The present charger features the flowers peony (fuguihua), white magnolia (yulan), and crabapple (haitang). The first character of the word for peony (fu) and the second character of the word for crabapple (tang), form a rebus for the jade hall (yutang), and combined with peony, which represents wealth and honor, symbolize the expression futang yigui, ‘may your noble house be blessed with wealth and honor.’ (See T.T. Bartholomew, Hidden Meanings in Chinese Art, Asian Art Museum, San Francisco, p. 153, 6.28.3.)

This charger belongs to a group of Yongzheng dishes, all of similarly large size, exquisitely painted with flowering or fruiting branches rising from the foot and turning over the mouth rim onto the interior. Their large size and exacting designs made them difficult to produce successfully, so only a small number were made during the Yongzheng period, and there are no known examples from the Qianlong period.

Although the general design remains unchanged, these dishes were all individually conceived, using different flowers and with variations in their arrangement. This style of decoration, which brought the flowering branch over the rim of a dish or bowl, is known as guozhihua, ('flowering branch passing over [the rim])' and was first developed in the latter years of the Ming dynasty in the second quarter of the seventeenth century. However, it was not until the Qing dynasty that this style of decoration seems to have gained popularity and specifically, imperial favor. It was in the Yongzheng period that the guozhihua style of decoration reached its peak, in terms of both accomplished execution and also of popularity at court, with finely enameled vessels of both large and small size decorated in this technique.

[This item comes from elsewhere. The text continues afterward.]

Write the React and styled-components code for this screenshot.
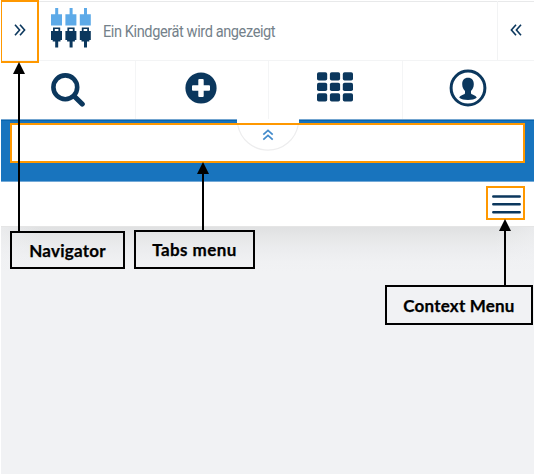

A Yongzheng dish in the Palace Museum, Beijing, enameled with prunus, bamboo, lingzhi, and camellia, is illustrated in Kangxi Yongzheng Qianlong, Hong Kong, 1989, p. 222, pl. 51; another with these flowers is in the Shanghai Museum, published in Chugoku toji zenshu, vol. 21, Kyoto, 1981, pl. 88; an example decorated with flowering and fruiting peach and tree peony from the Percival David Foundation, London, is illustrated by Rosemary Scott, Imperial Taste, Chinese Ceramics from the Percival David Foundation, San Francisco, 1989, no. 52; and another from the Su Lin An Collection, was sold at Sotheby's Hong Kong, 31 October 1995, lot 329. See, also, a Yongzheng-marked famille rose dish of similar size and quality decorated with prunus, bamboo, lingzhi, and camellia, sold at Christie’s Hong Kong, 28 November 2006, lot 1557 (Fig. 1), and a dish decorated with camellia, peonies and magnolia sold at Bonhams London, 5 November 2020, lot 37.